Roush Review: Always Rooting for the Hilarious ‘Ted Lasso’
Don’t tell Ted Lasso, but he’s a front-runner — at the Emmys, anyway, where Apple’s delightful feel-good sports spoof Ted Lasso achieved a personal best by earning 20 nominations, the most ever for a freshman comedy. The even better news about a sensational Season 2, which starts streaming weekly on Friday: Coach Ted and his AFC Richmond soccer team remain underdogs of the lowest order.
Not that Ted (the effortlessly amusing and luxuriantly mustachioed Jason Sudeikis) minds much. “There’s two buttons I never like to hit, and that’s panic and snooze,” the folksy Kansas transplant quips at a press conference after a particularly mortifying mishap on the field.
He still can’t abide the tea in his newly adopted land of England, but Ted has managed to win over most every local skeptic with his disarming optimism and down-home wisdom. This despite the team being downgraded to a lower tier, currently stuck as the season begins in a rut of humiliating tied games.
Ted Lasso has lost some of the hooks that made the first season so intriguing. His boss, glamorous but lovelorn Rebecca (the fabulous and Emmy-nominated Hannah Waddingham) is no longer secretly plotting against her new hire. Departed bad-boy teammate Jamie Tartt (Phil Dunster) is committing career suicide on a dating reality show as the first act of a redemption arc. Unhappily retired over-the-hill star player (the hilarious profane, and also Emmy-nominated, Brett Goldstein) growls while making 8-year-old girls giggle with his swearing as an inappropriate amateur coach. (And wait till he makes sportscasters blanch when he tries TV punditry.)
So it’s a brilliant move to create conflict by bringing aboard a wary sports psychologist (Sarah Niles, nicely underplaying) who initially resists Ted’s charms and his non-stop zingers—even his biscuits, because she shuns sugar, to his dismay. The more she tries to pierce his genially gabby armor, the harder he resists, even though he knows that a panic attack could strike at any time.
Their emotionally-charged jousting provides a smart and necessary counterbalance to a show that perfectly blends saltiness and spice with an overwhelming sweetness. If Ted sometimes errs on the side of sentimentality, as in a Christmas episode that made this viewer teary, is that such a bad thing in these cynical times?
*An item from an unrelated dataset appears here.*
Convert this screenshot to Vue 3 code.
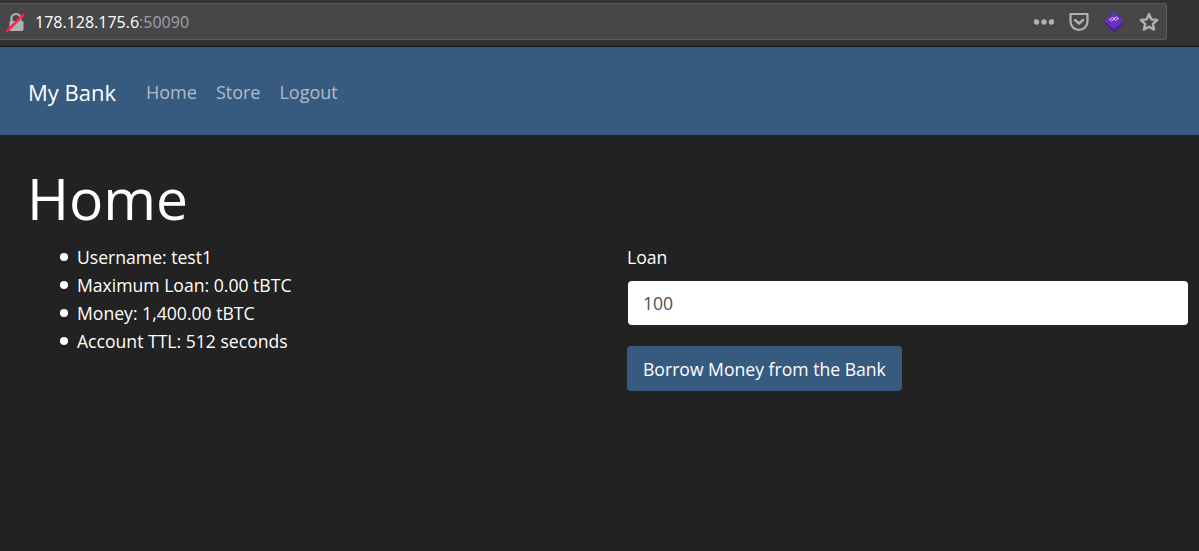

Besides, who’s not to love among the rest of Ted’s Emmy-nominated ensemble? Brendan Hunt (a series co-creator) as gruff Coach Beard, Nick Mohammed as insecure assistant coach “Nate the Great” — who lets his newly gained authority go to his head, to his (and our) chagrin — Juno Temple as frisky marketing whiz (and Roy’s lover) Keeley, and Jeremy Swift as executive mensch Higgins, who spends the season sheepishly floating around the arena, a man without an office.
They’re all winners. And as Ted would say, “That’s a heapin’ spoonful of truth soup right there.”